Rainbows Over Flagstaff
Dear World,
The first time that my boyfriend met my stepmother was on the way to her wedding. He had the pizza, I had the iced teas, and we all piled into an SUV headed north from our place in Berkeley, California to Sonoma County to seize the opportunity to marry my mothers while they were in town for vacation—a happy, whirlwind introduction to life with my family. Part of the extended family of “aunties” joined us from Arizona and California for the festivities. In Santa Rosa, California where I was born and my parents first met 18 years before, my parents exchanged vows and rings in the flowered courtyard with the help of a young woman from the county clerk’s office.
My stepmother and other champions of my hometown like to say that we came to Flagstaff for the environment and stay for the people.

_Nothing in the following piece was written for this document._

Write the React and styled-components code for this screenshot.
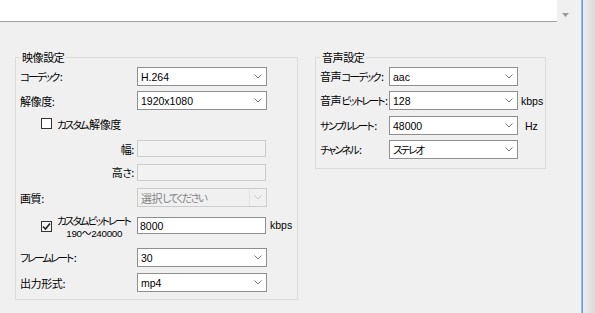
import React from "react";
import styled, { createGlobalStyle } from "styled-components";

const Global = createGlobalStyle`
  html, body { margin: 0; padding: 0; background: #f0f0f0; }
  body {
    font-family: "Noto Sans CJK JP", sans-serif;
    font-size: 11px;
    color: #000;
    font-feature-settings: "palt";
  }
  * { box-sizing: border-box; }
`;

const Window = styled.div`
  width: 595px;
  height: 313px;
  display: flex;
  background: #f0f0f0;
  overflow: hidden;
`;

const Main = styled.div`
  width: 581px;
  flex: none;
  display: flex;
  flex-direction: column;
`;

const Edge = styled.div`
  width: 2px;
  flex: none;
  background: linear-gradient(90deg, #a9caec, #4b91d8);
`;

const Shade = styled.div`
  flex: 1;
  background: linear-gradient(90deg, #ececec, #dadada);
`;

const TopBar = styled.div`
  display: flex;
  height: 22px;
`;

const Pane = styled.div`
  width: 557px;
  height: 22px;
  background: #fff;
  border-bottom: 1px solid #a0a0a0;
`;

const ScrollArrow = styled.div`
  padding: 12px 0 0 5px;
  line-height: 0;
`;

const Groups = styled.div`
  display: flex;
  align-items: flex-start;
  gap: 17px;
  padding: 28px 0 0 15px;
`;

const Group = styled.fieldset`
  margin: 0;
  min-width: 0;
  width: ${(p) => p.$w}px;
  padding: 3px 0 ${(p) => p.$pb}px 4px;
  border: 1px solid #dcdcdc;
  display: flex;
  flex-direction: column;
`;

const Legend = styled.legend`
  padding: 0 2px;
  line-height: 14px;
  font-size: 11px;
  letter-spacing: -0.4px;
`;

const Kana = styled.span`
  font-size: 10.5px;
  letter-spacing: -1.9px;
  padding-right: 1.5px;
`;

const jp = (text) =>
  text
    .split(/([\u3041-\u30ff]+)/)
    .filter(Boolean)
    .map((s, i) => (/[\u3041-\u30ff]/.test(s) ? <Kana key={i}>{s}</Kana> : s));

const Row = styled.div`
  display: flex;
  align-items: ${(p) => (p.$top ? "flex-start" : "center")};
  height: ${(p) => p.$h || 19}px;
  margin-top: ${(p) => p.$mt || 0}px;
`;

const Label = styled.span`
  flex: none;
  width: ${(p) => p.$w}px;
  text-align: ${(p) => (p.$right ? "right" : "left")};
  padding-right: ${(p) => (p.$right ? 3 : 0)}px;
  white-space: nowrap;
  line-height: 14px;
  letter-spacing: -0.4px;
`;

const CheckCell = styled.div`
  flex: none;
  width: ${(p) => p.$w}px;
  display: flex;
  align-items: ${(p) => (p.$top ? "flex-start" : "center")};
  gap: 5px;
  padding-left: 21px;
  letter-spacing: -0.4px;
  white-space: nowrap;
`;

const Box = styled.span`
  flex: none;
  width: 11px;
  height: 11px;
  border: 1px solid #333;
  background: ${(p) => (p.$checked ? "#f4f4f4" : "#fff")};
  margin-top: ${(p) => p.$mt || 0}px;
  display: flex;
  align-items: center;
  justify-content: center;
`;

const TwoLine = styled.div`
  display: flex;
  flex-direction: column;
  align-items: center;
  line-height: 13px;
  white-space: nowrap;
`;

const Range = styled.span`
  font-family: "Liberation Sans", "Noto Sans CJK JP", sans-serif;
  font-size: 9.8px;
  letter-spacing: -0.3px;
`;

const SelectBox = styled.div`
  flex: none;
  width: ${(p) => p.$w}px;
  height: 19px;
  display: flex;
  align-items: stretch;
  border: 1px solid ${(p) => (p.$disabled ? "#cccccc" : "#8f8f8f")};
  background: ${(p) => (p.$disabled ? "#f0f0f0" : "#fff")};
`;

const Value = styled.span`
  flex: 1;
  display: flex;
  align-items: center;
  padding-left: 3px;
  white-space: nowrap;
  font-family: ${(p) =>
    p.$jp ? `"Noto Sans CJK JP", sans-serif` : `"Liberation Sans", "Noto Sans CJK JP", sans-serif`};
  font-size: ${(p) => (p.$jp ? 11 : 10.5)}px;
  letter-spacing: ${(p) => (p.$jp ? -0.4 : 0)}px;
  color: ${(p) => (p.$disabled ? "#838383" : "#000")};
`;

const DropButton = styled.span`
  flex: none;
  width: 17px;
  display: flex;
  align-items: center;
  justify-content: center;
  border-left: 1px solid ${(p) => (p.$disabled ? "#e2e2e2" : "transparent")};
`;

const TextBox = styled.input`
  flex: none;
  width: ${(p) => p.$w}px;
  height: 17px;
  margin: ${(p) => p.$mt || 0}px 0 0 0;
  padding: 0 0 0 2px;
  border: 1px solid ${(p) => (p.disabled ? "#cccccc" : "#8f8f8f")};
  background: ${(p) => (p.disabled ? "#f2f2f2" : "#fff")};
  font-family: "Liberation Sans", "Noto Sans CJK JP", sans-serif;
  font-size: 10.5px;
  color: #000;
  outline: none;
`;

const Unit = styled.span`
  padding-left: ${(p) => p.$pl}px;
  margin-top: ${(p) => p.$mt || 0}px;
  font-family: "Liberation Sans", sans-serif;
  font-size: 10.5px;
  white-space: nowrap;
`;

const Chevron = ({ disabled }) => (
  <svg width="8" height="5" viewBox="0 0 8 5">
    <polyline
      points="0.5,0.5 4,4 7.5,0.5"
      fill="none"
      stroke={disabled ? "#c4c4c4" : "#7a7a7a"}
      strokeWidth="1"
    />
  </svg>
);

const Select = ({ w, value, isJp, disabled }) => (
  <SelectBox $w={w} $disabled={disabled}>
    <Value $jp={isJp} $disabled={disabled}>
      {isJp ? jp(value) : value}
    </Value>
    <DropButton $disabled={disabled}>
      <Chevron disabled={disabled} />
    </DropButton>
  </SelectBox>
);

const Check = ({ checked, mt }) => (
  <Box $checked={checked} $mt={mt}>
    {checked && (
      <svg width="9" height="9" viewBox="0 0 9 9">
        <polyline points="1,4.5 3.5,7 8,1.5" fill="none" stroke="#222" strokeWidth="1.6" />
      </svg>
    )}
  </Box>
);

export default function App() {
  return (
    <>
      <Global />
      <Window>
        <Main>
          <TopBar>
            <Pane />
            <ScrollArrow>
              <svg width="7" height="4" viewBox="0 0 7 4">
                <polygon points="0,0 7,0 3.5,4" fill="#9a9a9a" />
              </svg>
            </ScrollArrow>
          </TopBar>
          <Groups>
            <Group $w={283} $pb={7}>
              <Legend>映像設定</Legend>
              <Row>
                <Label $w={117}>{jp("コーデック:")}</Label>
                <Select w={130} value="H.264" />
              </Row>
              <Row $mt={5}>
                <Label $w={117}>解像度:</Label>
                <Select w={130} value="1920x1080" />
              </Row>
              <Row $mt={4}>
                <CheckCell $w={117}>
                  <Check />
                  <span>{jp("カスタム解像度")}</span>
                </CheckCell>
              </Row>
              <Row $mt={7} $h={17}>
                <Label $w={117} $right>
                  幅:
                </Label>
                <TextBox $w={129} disabled defaultValue="" />
              </Row>
              <Row $mt={7} $h={17}>
                <Label $w={117} $right>
                  {jp("高さ:")}
                </Label>
                <TextBox $w={129} disabled defaultValue="" />
              </Row>
              <Row $mt={7}>
                <Label $w={117}>画質:</Label>
                <Select w={130} value="選択してください" isJp disabled />
              </Row>
              <Row $mt={7} $h={26} $top>
                <CheckCell $w={117} $top>
                  <Check checked mt={7} />
                  <TwoLine>
                    <span>{jp("カスタムビットレート")}</span>
                    <Range>190〜240000</Range>
                  </TwoLine>
                </CheckCell>
                <TextBox $w={129} $mt={3} readOnly defaultValue="8000" />
                <Unit $pl={4} $mt={5}>
                  kbps
                </Unit>
              </Row>
              <Row $mt={8}>
                <Label $w={117}>{jp("フレームレート:")}</Label>
                <Select w={130} value="30" />
              </Row>
              <Row $mt={6}>
                <Label $w={117}>出力形式:</Label>
                <Select w={130} value="mp4" />
              </Row>
            </Group>
            <Group $w={231} $pb={9}>
              <Legend>音声設定</Legend>
              <Row>
                <Label $w={69}>{jp("音声コーデック:")}</Label>
                <Select w={129} value="aac" />
              </Row>
              <Row $mt={5}>
                <Label $w={69}>{jp("音声ビットレート:")}</Label>
                <Select w={129} value="128" />
                <Unit $pl={3}>kbps</Unit>
              </Row>
              <Row $mt={6}>
                <Label $w={69}>{jp("サンプルレート:")}</Label>
                <Select w={129} value="48000" />
                <Unit $pl={7}>Hz</Unit>
              </Row>
              <Row $mt={5}>
                <Label $w={69}>{jp("チャンネル:")}</Label>
                <Select w={129} value="ステレオ" isJp />
              </Row>
            </Group>
          </Groups>
        </Main>
        <Edge />
        <Shade />
      </Window>
    </>
  );
}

At the base of a mountain, Flagstaff is a bustling little city with an extraordinary community. The high desert mountain air is dry and crisp, the sky bright blue most of the year, and the Arizona’s San Francisco Peaks dominate the skyline. But what really holds on to you are the people building life on the edge of the Colorado Plateau.

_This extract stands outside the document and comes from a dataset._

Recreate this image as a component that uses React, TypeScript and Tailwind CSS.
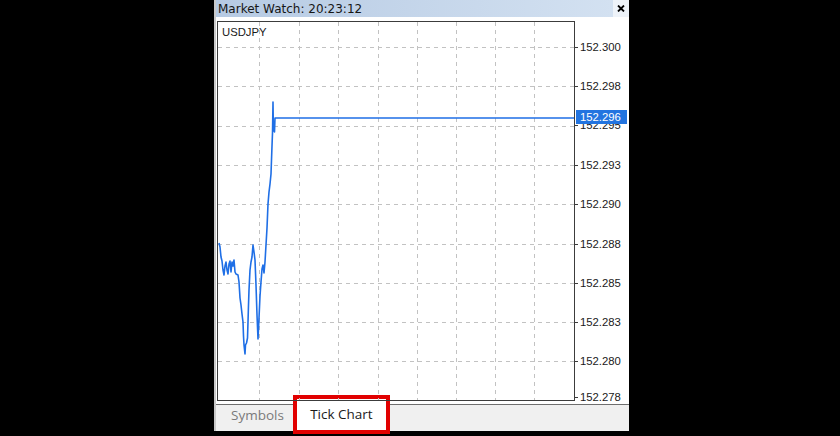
import React from 'react'

const hLines = [47, 86, 126, 165, 204, 244, 283, 322, 361]
const vLines = [259, 299, 338, 378, 417, 456, 495, 534]

const priceLabels = [
  { y: 47, text: '152.300' },
  { y: 86, text: '152.298' },
  { y: 125, text: '152.295' },
  { y: 165, text: '152.293' },
  { y: 204, text: '152.290' },
  { y: 244, text: '152.288' },
  { y: 283, text: '152.285' },
  { y: 322, text: '152.283' },
  { y: 361, text: '152.280' },
  { y: 397, text: '152.278' },
]

// tick history, in page pixels (svg viewBox matches the chart's inner box)
const ticks: [number, number][] = [
  [219, 243], [220, 247], [221, 257], [222, 261], [223, 270], [224, 275], [225, 266], [226, 262],
  [227, 270], [228, 274], [229, 264], [230, 261], [231, 272], [232, 262], [233, 266], [234, 260],
  [235, 272], [236, 274], [238, 275], [239, 282], [240, 298], [241, 305], [242, 314], [243, 322],
  [243.5, 336], [244, 345], [245, 354], [245.5, 345], [246.5, 343], [247.5, 338], [248, 322],
  [248.5, 305], [249, 290], [250, 270], [251, 262], [252, 257], [253, 245], [254, 252], [255, 260],
  [256, 285], [257, 315], [258, 339], [259, 318], [260, 296], [261, 282], [262, 269], [263, 265],
  [264, 273], [265, 262], [266, 245], [267, 228], [268, 204], [269, 192], [270, 184], [271, 174],
  [271.5, 160], [272, 146], [272.5, 133], [273, 102], [273.4, 131], [274, 125], [274.5, 132],
  [275, 118], [574, 118],
]

const tickPath = ticks.map(([x, y], i) => `${i === 0 ? 'M' : 'L'}${x} ${y}`).join(' ')

export default function App() {
  return (
    <div className="flex h-[436px] w-[840px] bg-black">
      <div className="ml-[214px] flex h-[431px] w-[415px] flex-col border-l-2 border-[#c9c9c9] bg-white">
        {/* title bar */}
        <div className="flex h-[17px] shrink-0">
          <div className="flex flex-1 items-center bg-linear-to-r from-[#b6cae3] to-[#d3e1f1] pl-[2px] font-['DejaVu_Sans',sans-serif] text-[12px] leading-none text-[#161616]">
            Market Watch: 20:23:12
          </div>
          <div className="flex w-[16px] items-center justify-center bg-[#eef3f9]">
            <svg width="8" height="7" viewBox="0 0 8 7">
              <path d="M1 0.5 L7 6.5 M7 0.5 L1 6.5" stroke="#000" strokeWidth="1.8" />
            </svg>
          </div>
        </div>

        {/* chart + price axis */}
        <div className="mt-[4px] flex shrink-0">
          <div className="relative ml-[1px] h-[380px] w-[358px] border border-[#3c3c3c]">
            <svg className="block" width={356} height={378} viewBox="218 22 356 378">
              <g stroke="#c2c2c2" strokeWidth="1" strokeDasharray="4 4" shapeRendering="crispEdges">
                {hLines.map((y) => (
                  <line key={`h${y}`} x1={218} x2={574} y1={y + 0.5} y2={y + 0.5} />
                ))}
                {vLines.map((x) => (
                  <line key={`v${x}`} x1={x + 0.5} x2={x + 0.5} y1={22} y2={400} />
                ))}
              </g>
              <path d={tickPath} fill="none" stroke="#1f6fe6" strokeWidth="1.6" strokeLinejoin="round" />
            </svg>
            <span className="absolute left-[4px] top-[4px] font-['Liberation_Sans',Arial,sans-serif] text-[11.3px] leading-[12px] text-[#1a1a1a]">
              USDJPY
            </span>
          </div>

          <div className="relative flex-1 font-['Liberation_Sans',Arial,sans-serif] text-[11.3px] leading-[12px] text-[#1a1a1a]">
            {priceLabels.map((l) => (
              <React.Fragment key={l.text}>
                <div className="absolute left-0 h-px w-[3px] bg-[#3c3c3c]" style={{ top: l.y - 21 }} />
                <span className="absolute left-[5px]" style={{ top: l.y - 27 }}>
                  {l.text}
                </span>
              </React.Fragment>
            ))}
            <div className="absolute left-[1px] top-[89px] h-[14px] w-[51px] bg-[#2274e0] pl-[4px] leading-[14px] text-white">
              152.296
            </div>
          </div>
        </div>

        <div className="h-[3px] shrink-0" />

        {/* tabs */}
        <div className="flex h-[27px] shrink-0 items-start border-t border-[#6e6e6e] bg-[#f0f0f0] pl-[15px] font-['Open_Sans',sans-serif] text-[13.5px]">
          <span className="leading-[20px] text-[#7a7a7a]">Symbols</span>
          <div className="-mt-[10px] ml-[9px] flex h-[39px] w-[97px] shrink-0 items-center justify-center border-[4px] border-[#e10000] bg-white leading-[31px] text-[#1a1a1a]">
            Tick Chart
          </div>
        </div>
      </div>
    </div>
  )
}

With my family, though, you first encounter the people—and then you notice the social and legal landscape of our lives. We are a family that nurtures and delights in our community. What matters most is doing good work that makes the world a little better. We savor sharing good food and wine with friends, and, while visiting home, a full view of the Peaks. We love walking in the woods and then watching the summer storms gather. My mothers find and hold on to good people to take on the tough work of local leadership. We celebrate with the moments and accomplishments of our friends and neighbors while scheming about what comes next, and work hard to keep struggling neighbor kids in school or to help create other options. And each day, my mothers work to build and protect the physical and social infrastructure and natural environment that holds the Flagstaff community.
My family has gone about living full, energetic lives driven by the people, places, and activities that we love. And in the process, we have been part of path breaking changes that have reconfigured the place of same-sex relationships in our society. In the mid-1980s, my mother joined an early wave of lesbian women seeking children to conceive me using sperm from an anonymous donor at the California Cryobank. In 2008, my parents were married by the Sonoma County clerk’s office during the five months between a California Supreme Court ruling striking down that state’s ban on same-sex marriage and the passage of a new constitutional amendment (Proposition 8), among a few lucky couples able to have their marriage recognized in the California before same-sex marriage was ultimately legalized there through the federal courts. And in 2014, 24 years after my mothers created our family, their home State of Arizona finally recognized their marriage.
Growing up with two mothers means that I have a dossier of information about my sperm donor. It means filling in the mandatory “FATHER’S FIRST/MIDDLE/LAST NAME” lines on paperwork like the FAFSA with “ANONYMOUS/SPERM/DONOR.” It means that fighting for marriage equality and standing on the steps of the Cambridge City Hall at midnight on May 17, 2004 as the first marriages began in Massachusetts held special resonance for me at 18 years old. It means two years working the halls of the Massachusetts State House and the doorsteps of voters with MassEquality and the Freedom to Marriage Coalition to protect the right of all families to be recognized by the law.
The journey we have taken through critical legal and social changes of our time are very much part of what it means to have two mothers. But most importantly, having two mothers means a whole lot of love, adventure, and community.